▶ [Problem to work on]
Set all the material down again unchanged, without the pictures.

▶ [Dataset section]
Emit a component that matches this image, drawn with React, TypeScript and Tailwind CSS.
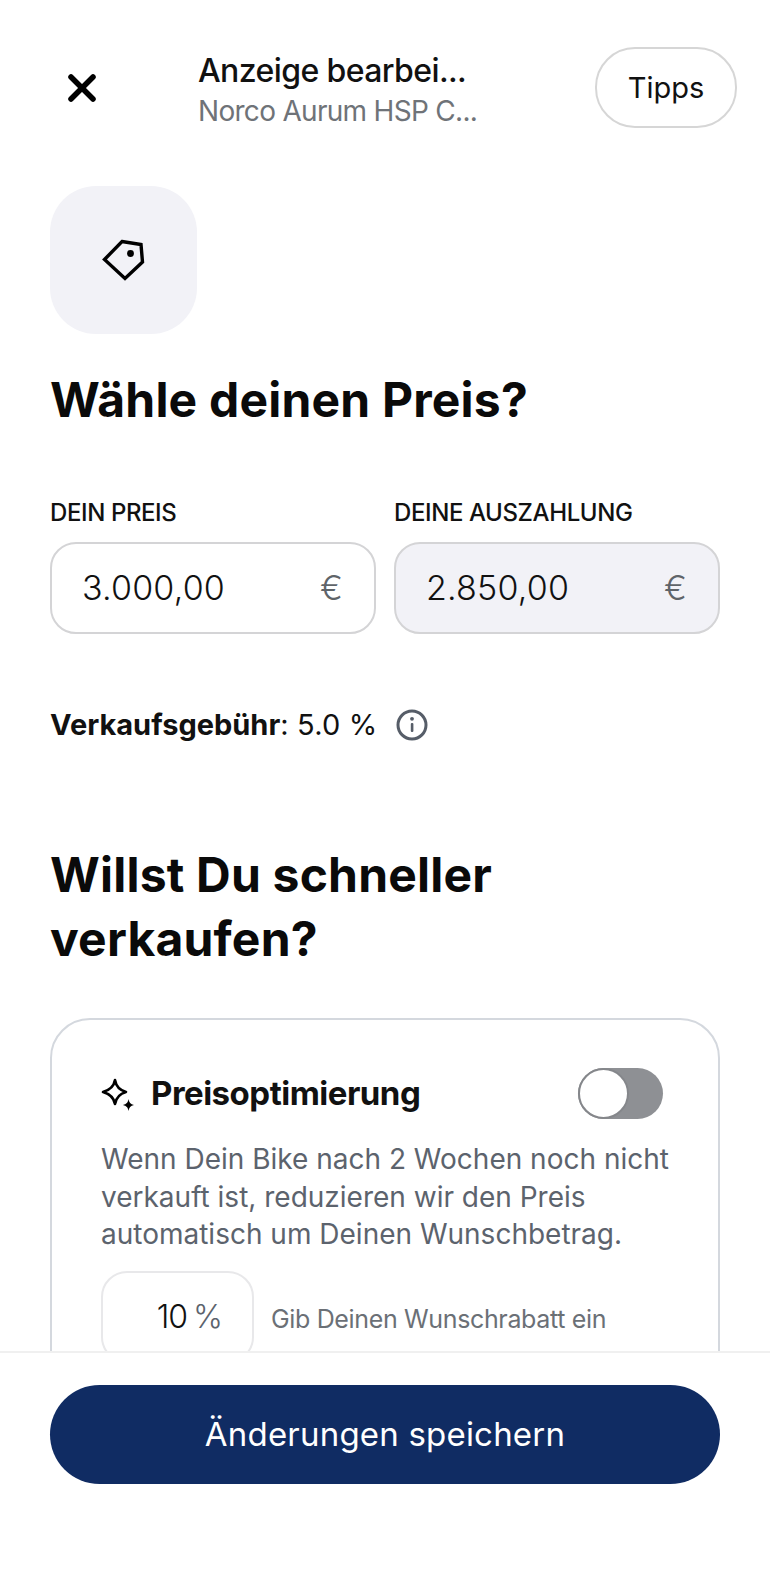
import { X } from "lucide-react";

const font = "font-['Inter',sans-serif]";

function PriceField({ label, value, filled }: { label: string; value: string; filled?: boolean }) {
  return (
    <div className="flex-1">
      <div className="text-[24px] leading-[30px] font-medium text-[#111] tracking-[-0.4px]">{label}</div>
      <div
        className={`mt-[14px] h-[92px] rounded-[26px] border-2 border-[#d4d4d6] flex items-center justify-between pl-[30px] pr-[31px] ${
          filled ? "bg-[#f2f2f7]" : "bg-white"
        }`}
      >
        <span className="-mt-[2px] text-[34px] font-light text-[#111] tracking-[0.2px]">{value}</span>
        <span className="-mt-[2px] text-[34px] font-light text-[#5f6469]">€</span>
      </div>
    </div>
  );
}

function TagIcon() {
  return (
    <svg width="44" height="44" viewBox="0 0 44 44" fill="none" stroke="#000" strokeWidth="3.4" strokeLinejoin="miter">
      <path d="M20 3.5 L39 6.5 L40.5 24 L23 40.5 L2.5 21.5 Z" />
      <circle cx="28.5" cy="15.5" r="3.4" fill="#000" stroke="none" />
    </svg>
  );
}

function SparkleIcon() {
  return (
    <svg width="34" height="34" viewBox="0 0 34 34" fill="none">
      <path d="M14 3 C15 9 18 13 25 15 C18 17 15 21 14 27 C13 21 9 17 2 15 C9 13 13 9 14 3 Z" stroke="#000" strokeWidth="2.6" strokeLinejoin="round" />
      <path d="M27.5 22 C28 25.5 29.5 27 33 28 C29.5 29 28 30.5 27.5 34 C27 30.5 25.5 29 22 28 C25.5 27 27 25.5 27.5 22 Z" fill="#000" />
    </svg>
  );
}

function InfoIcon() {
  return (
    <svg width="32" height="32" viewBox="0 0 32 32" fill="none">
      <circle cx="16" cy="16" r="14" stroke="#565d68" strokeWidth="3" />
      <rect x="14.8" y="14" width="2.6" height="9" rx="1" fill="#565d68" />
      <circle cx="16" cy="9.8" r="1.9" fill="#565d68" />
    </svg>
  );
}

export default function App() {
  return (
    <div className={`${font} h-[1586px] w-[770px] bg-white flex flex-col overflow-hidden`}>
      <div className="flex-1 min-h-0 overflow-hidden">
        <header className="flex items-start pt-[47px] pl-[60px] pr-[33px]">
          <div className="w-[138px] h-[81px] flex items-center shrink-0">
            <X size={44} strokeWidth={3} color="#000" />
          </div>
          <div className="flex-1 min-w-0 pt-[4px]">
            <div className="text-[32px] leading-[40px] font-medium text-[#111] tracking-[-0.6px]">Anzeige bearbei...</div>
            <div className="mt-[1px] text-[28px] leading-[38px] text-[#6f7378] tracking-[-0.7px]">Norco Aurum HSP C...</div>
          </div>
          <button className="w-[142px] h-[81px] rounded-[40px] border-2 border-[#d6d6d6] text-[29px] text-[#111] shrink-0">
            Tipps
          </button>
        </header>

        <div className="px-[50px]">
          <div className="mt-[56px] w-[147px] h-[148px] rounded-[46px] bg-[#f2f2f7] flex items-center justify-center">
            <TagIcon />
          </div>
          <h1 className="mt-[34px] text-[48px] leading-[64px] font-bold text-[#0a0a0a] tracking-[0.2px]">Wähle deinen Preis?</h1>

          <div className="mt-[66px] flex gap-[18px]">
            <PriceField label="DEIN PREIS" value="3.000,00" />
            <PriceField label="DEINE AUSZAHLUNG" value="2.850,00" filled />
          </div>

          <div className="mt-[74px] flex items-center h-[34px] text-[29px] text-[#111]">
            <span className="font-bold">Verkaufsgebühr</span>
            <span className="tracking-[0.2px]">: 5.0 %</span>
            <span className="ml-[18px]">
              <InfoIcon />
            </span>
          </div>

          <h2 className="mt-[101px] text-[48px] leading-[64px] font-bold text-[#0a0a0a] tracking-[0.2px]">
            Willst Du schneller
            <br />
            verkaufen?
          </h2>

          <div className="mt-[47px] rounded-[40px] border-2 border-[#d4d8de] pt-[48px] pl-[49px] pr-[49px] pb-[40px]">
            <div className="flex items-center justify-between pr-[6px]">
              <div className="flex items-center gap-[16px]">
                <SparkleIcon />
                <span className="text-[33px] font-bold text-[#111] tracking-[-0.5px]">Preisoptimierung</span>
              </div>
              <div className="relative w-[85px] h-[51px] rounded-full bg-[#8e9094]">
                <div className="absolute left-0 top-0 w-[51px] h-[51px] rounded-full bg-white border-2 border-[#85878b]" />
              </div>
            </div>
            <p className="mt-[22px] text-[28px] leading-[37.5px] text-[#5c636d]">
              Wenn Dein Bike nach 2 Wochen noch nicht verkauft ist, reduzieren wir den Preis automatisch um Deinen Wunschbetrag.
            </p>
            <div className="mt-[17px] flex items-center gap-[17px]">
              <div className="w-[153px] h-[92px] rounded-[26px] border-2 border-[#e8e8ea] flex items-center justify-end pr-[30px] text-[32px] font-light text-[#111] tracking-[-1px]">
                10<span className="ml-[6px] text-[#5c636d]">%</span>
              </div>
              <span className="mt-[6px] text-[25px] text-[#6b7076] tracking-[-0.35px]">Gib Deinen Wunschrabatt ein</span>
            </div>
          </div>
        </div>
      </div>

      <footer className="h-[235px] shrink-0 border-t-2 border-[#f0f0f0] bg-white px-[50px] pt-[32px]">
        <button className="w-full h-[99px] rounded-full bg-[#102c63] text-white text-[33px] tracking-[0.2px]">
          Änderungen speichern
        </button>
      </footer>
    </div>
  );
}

▶ [Answer in full]
Emit a component that matches this image, drawn with React, TypeScript and Tailwind CSS.
import { X } from "lucide-react";

const font = "font-['Inter',sans-serif]";

function PriceField({ label, value, filled }: { label: string; value: string; filled?: boolean }) {
  return (
    <div className="flex-1">
      <div className="text-[24px] leading-[30px] font-medium text-[#111] tracking-[-0.4px]">{label}</div>
      <div
        className={`mt-[14px] h-[92px] rounded-[26px] border-2 border-[#d4d4d6] flex items-center justify-between pl-[30px] pr-[31px] ${
          filled ? "bg-[#f2f2f7]" : "bg-white"
        }`}
      >
        <span className="-mt-[2px] text-[34px] font-light text-[#111] tracking-[0.2px]">{value}</span>
        <span className="-mt-[2px] text-[34px] font-light text-[#5f6469]">€</span>
      </div>
    </div>
  );
}

function TagIcon() {
  return (
    <svg width="44" height="44" viewBox="0 0 44 44" fill="none" stroke="#000" strokeWidth="3.4" strokeLinejoin="miter">
      <path d="M20 3.5 L39 6.5 L40.5 24 L23 40.5 L2.5 21.5 Z" />
      <circle cx="28.5" cy="15.5" r="3.4" fill="#000" stroke="none" />
    </svg>
  );
}

function SparkleIcon() {
  return (
    <svg width="34" height="34" viewBox="0 0 34 34" fill="none">
      <path d="M14 3 C15 9 18 13 25 15 C18 17 15 21 14 27 C13 21 9 17 2 15 C9 13 13 9 14 3 Z" stroke="#000" strokeWidth="2.6" strokeLinejoin="round" />
      <path d="M27.5 22 C28 25.5 29.5 27 33 28 C29.5 29 28 30.5 27.5 34 C27 30.5 25.5 29 22 28 C25.5 27 27 25.5 27.5 22 Z" fill="#000" />
    </svg>
  );
}

function InfoIcon() {
  return (
    <svg width="32" height="32" viewBox="0 0 32 32" fill="none">
      <circle cx="16" cy="16" r="14" stroke="#565d68" strokeWidth="3" />
      <rect x="14.8" y="14" width="2.6" height="9" rx="1" fill="#565d68" />
      <circle cx="16" cy="9.8" r="1.9" fill="#565d68" />
    </svg>
  );
}

export default function App() {
  return (
    <div className={`${font} h-[1586px] w-[770px] bg-white flex flex-col overflow-hidden`}>
      <div className="flex-1 min-h-0 overflow-hidden">
        <header className="flex items-start pt-[47px] pl-[60px] pr-[33px]">
          <div className="w-[138px] h-[81px] flex items-center shrink-0">
            <X size={44} strokeWidth={3} color="#000" />
          </div>
          <div className="flex-1 min-w-0 pt-[4px]">
            <div className="text-[32px] leading-[40px] font-medium text-[#111] tracking-[-0.6px]">Anzeige bearbei...</div>
            <div className="mt-[1px] text-[28px] leading-[38px] text-[#6f7378] tracking-[-0.7px]">Norco Aurum HSP C...</div>
          </div>
          <button className="w-[142px] h-[81px] rounded-[40px] border-2 border-[#d6d6d6] text-[29px] text-[#111] shrink-0">
            Tipps
          </button>
        </header>

        <div className="px-[50px]">
          <div className="mt-[56px] w-[147px] h-[148px] rounded-[46px] bg-[#f2f2f7] flex items-center justify-center">
            <TagIcon />
          </div>
          <h1 className="mt-[34px] text-[48px] leading-[64px] font-bold text-[#0a0a0a] tracking-[0.2px]">Wähle deinen Preis?</h1>

          <div className="mt-[66px] flex gap-[18px]">
            <PriceField label="DEIN PREIS" value="3.000,00" />
            <PriceField label="DEINE AUSZAHLUNG" value="2.850,00" filled />
          </div>

          <div className="mt-[74px] flex items-center h-[34px] text-[29px] text-[#111]">
            <span className="font-bold">Verkaufsgebühr</span>
            <span className="tracking-[0.2px]">: 5.0 %</span>
            <span className="ml-[18px]">
              <InfoIcon />
            </span>
          </div>

          <h2 className="mt-[101px] text-[48px] leading-[64px] font-bold text-[#0a0a0a] tracking-[0.2px]">
            Willst Du schneller
            <br />
            verkaufen?
          </h2>

          <div className="mt-[47px] rounded-[40px] border-2 border-[#d4d8de] pt-[48px] pl-[49px] pr-[49px] pb-[40px]">
            <div className="flex items-center justify-between pr-[6px]">
              <div className="flex items-center gap-[16px]">
                <SparkleIcon />
                <span className="text-[33px] font-bold text-[#111] tracking-[-0.5px]">Preisoptimierung</span>
              </div>
              <div className="relative w-[85px] h-[51px] rounded-full bg-[#8e9094]">
                <div className="absolute left-0 top-0 w-[51px] h-[51px] rounded-full bg-white border-2 border-[#85878b]" />
              </div>
            </div>
            <p className="mt-[22px] text-[28px] leading-[37.5px] text-[#5c636d]">
              Wenn Dein Bike nach 2 Wochen noch nicht verkauft ist, reduzieren wir den Preis automatisch um Deinen Wunschbetrag.
            </p>
            <div className="mt-[17px] flex items-center gap-[17px]">
              <div className="w-[153px] h-[92px] rounded-[26px] border-2 border-[#e8e8ea] flex items-center justify-end pr-[30px] text-[32px] font-light text-[#111] tracking-[-1px]">
                10<span className="ml-[6px] text-[#5c636d]">%</span>
              </div>
              <span className="mt-[6px] text-[25px] text-[#6b7076] tracking-[-0.35px]">Gib Deinen Wunschrabatt ein</span>
            </div>
          </div>
        </div>
      </div>

      <footer className="h-[235px] shrink-0 border-t-2 border-[#f0f0f0] bg-white px-[50px] pt-[32px]">
        <button className="w-full h-[99px] rounded-full bg-[#102c63] text-white text-[33px] tracking-[0.2px]">
          Änderungen speichern
        </button>
      </footer>
    </div>
  );
}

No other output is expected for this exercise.